Philippine Institute for Development Studies

Agency overview
- Formed: September 26, 1977; 48 years ago
- Headquarters: Three Cyberpod Centris – North Tower, EDSA corner Quezon Avenue, Diliman, Quezon City 14°38.5′N 121°2.4′E﻿ / ﻿14.6417°N 121.0400°E
- Agency executives: Arsenio Balisacan, Chairman (DEPDev Secretary); Aniceto C. Orbeta Jr., President;
- Parent department: Department of Economy, Planning, and Development
- Website: www.pids.gov.ph
- Agency ID: PIDS

= Philippine Institute for Development Studies =

The Philippine Institute for Development Studies (PIDS) is a government-owned and controlled corporation of the Philippines. It was established by Presidential Decree No. 1201 in September 1977 to conduct research to help government planners. Its primary client is the Department of Economy, Planning, and Development (DEPDev).

==About the Institute==

===Roles and Goals===
1. To develop and implement a comprehensive and integrated research program. The Institute will provide the research materials and studies required to formulate national development plans and policies;
2. To serve as a common link between the government and researching institutes;
3. To establish a repository for economic research information and other related activities.

===Programs and Activities===

==== To carry out its mandate, the Institute has maintained three basic programs, namely ====
1. Research Program
2. Outreach Program
3. Dissemination and Research Utilization Program.

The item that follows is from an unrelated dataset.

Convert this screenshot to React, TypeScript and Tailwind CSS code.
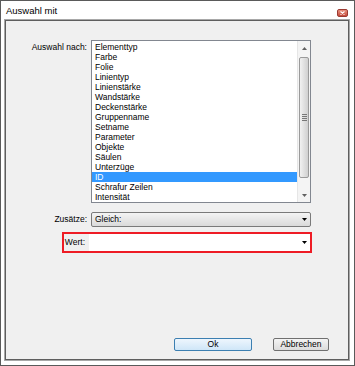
import React from 'react';

const items = [
    'Elementtyp',
    'Farbe',
    'Folie',
    'Linientyp',
    'Linienstärke',
    'Wandstärke',
    'Deckenstärke',
    'Gruppenname',
    'Setname',
    'Parameter',
    'Objekte',
    'Säulen',
    'Unterzüge',
    'ID',
    'Schrafur Zeilen',
    'Intensität',
];

const Arrow: React.FC<{ up?: boolean }> = ({ up }) => (
    <svg width="5" height="3" viewBox="0 0 5 3" className="block">
        <path d={up ? 'M0 3 L5 3 L2.5 0 Z' : 'M0 0 L5 0 L2.5 3 Z'} fill="#000" />
    </svg>
);

const Scrollbar: React.FC = () => (
    <div className="w-[13px] flex flex-col bg-[#f4f4f4] border-l border-[#e6e6e6]">
        <div className="h-[14px] flex items-center justify-center opacity-60">
            <Arrow up />
        </div>
        <div className="mx-[1px] mt-[2px] h-[121px] rounded-[2px] border border-[#9a9a9a] bg-gradient-to-r from-[#f1f1f1] to-[#d0d0d0] flex flex-col items-center justify-center gap-[1px]">
            <div className="w-[5px] h-px bg-[#777]" />
            <div className="w-[5px] h-px bg-[#777]" />
            <div className="w-[5px] h-px bg-[#777]" />
            <div className="w-[5px] h-px bg-[#777]" />
        </div>
        <div className="flex-1 flex items-end justify-center pb-[5px] opacity-60">
            <Arrow />
        </div>
    </div>
);

const App: React.FC = () => {
    return (
        <div
            className="w-[355px] h-[366px] border border-[#5a5a5a] bg-white flex flex-col pl-[3px] pr-[4px] pb-[4px] text-black"
            style={{ fontFamily: '"Liberation Sans", Arial, sans-serif' }}
        >
            {/* title bar */}
            <div className="h-[18px] flex items-center justify-between pl-[2px] pr-[2px]">
                <span className="text-[9.5px] leading-none mt-[1px]">Auswahl mit</span>
                <div className="w-[11px] h-[8px] mt-[5px] rounded-[2px] border border-[#9b3a32] bg-gradient-to-b from-[#e8907e] to-[#c4493a] flex items-center justify-center">
                    <svg width="5" height="4" viewBox="0 0 5 4">
                        <path d="M0.5 0.5 L4.5 3.5 M4.5 0.5 L0.5 3.5" stroke="#fff" strokeWidth="1.2" />
                    </svg>
                </div>
            </div>

            {/* client area */}
            <div className="flex-1 border border-[#a8a8a8]">
                <div className="h-full border border-[#5e5e5e] bg-[#f0f0f0] flex flex-col text-[8.5px] leading-none">
                    {/* Auswahl nach */}
                    <div className="flex gap-[4px] mt-[19px]">
                        <div className="w-[81px] text-right pt-[3px]">Auswahl nach:</div>
                        <div className="w-[220px] h-[163px] border border-[#828790] bg-white flex">
                            <div className="flex-1 pt-[1px]">
                                {items.map((item) => (
                                    <div
                                        key={item}
                                        className={
                                            item === 'ID'
                                                ? 'h-[10px] pl-[3px] flex items-center bg-[#3399ff] text-white'
                                                : 'h-[10px] pl-[3px] flex items-center'
                                        }
                                    >
                                        {item}
                                    </div>
                                ))}
                            </div>
                            <Scrollbar />
                        </div>
                    </div>

                    {/* Zusätze */}
                    <div className="flex items-center gap-[4px] mt-[9px]">
                        <div className="w-[81px] text-right">Zusätze:</div>
                        <div className="w-[220px] h-[15px] rounded-[2px] border border-[#7a7a7a] bg-gradient-to-b from-[#f4f4f4] to-[#dadada] flex items-center justify-between pl-[3px] pr-[3px]">
                            <span>Gleich:</span>
                            <Arrow />
                        </div>
                    </div>

                    {/* Wert */}
                    <div className="ml-[56px] mt-[5px] w-[250px] h-[21px] border-2 border-[#ee1c25] flex items-center gap-[4px]">
                        <div className="w-[21px] text-right">Wert:</div>
                        <div className="flex-1 h-[17px] bg-white flex items-center justify-end pr-[3px]">
                            <Arrow />
                        </div>
                    </div>

                    {/* buttons */}
                    <div className="mt-auto mb-[8px] pr-[19px] flex justify-end items-end gap-[21px]">
                        <button className="w-[78px] h-[13px] rounded-[2px] border border-[#3c7fb1] bg-gradient-to-b from-[#eef6fd] to-[#cfe6f8] text-[8.5px] leading-none">
                            Ok
                        </button>
                        <button className="w-[56px] h-[13px] rounded-[2px] border border-[#707070] bg-gradient-to-b from-[#f4f4f4] to-[#dcdcdc] text-[8.5px] leading-none">
                            Abbrechen
                        </button>
                    </div>
                </div>
            </div>
        </div>
    );
};

export default App;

==== The Policy Research Agenda for 2005-2009 include the following themes ====
1. Economic Policy Choices
2. Policies for Sustainable Human Development
3. Institutional Development and Good Governance

The Philippine Institute for Development Studies (PIDS) has developed various websites and online databases from socioeconomic indicators and agricultural statistics to economic-related bills.

===Publications===
- Policy Notes: observations/analyses written by PIDS researchers on policy issues.
- Development Research News: a bimonthly publication of the Institute which highlights findings and recommendations culled from PIDS-sponsored research and fora. This newsletter also includes articles on key national and current issues as well as news on PIDS activities participated in by the staff.
- Discussion Papers: preliminary, unedited and unreviewed papers circulated on a limited basis for the purpose of eliciting critical comments and suggestions for refinement of the studies. They may eventually graduate into any of the Institute's regular publication series.
- Economic Issue of the Day: a two-page publication which deals with concepts behind economic issues. Aims to define and explain in simple terms basic economic concepts as they relate to current and everyday economics-related matters.
- Philippine Journal of Development: (formerly Journal of Philippine Development) is a professional journal published twice a year which focuses on Philippine development. This is particularly on economy, business, public administration, foreign relations, sociology, political dynamics and other topics which have policy implications for Philippine concerns.
- Research Paper Series: a formal publication meant to promote research, stimulate discussion and encourage the use of study results.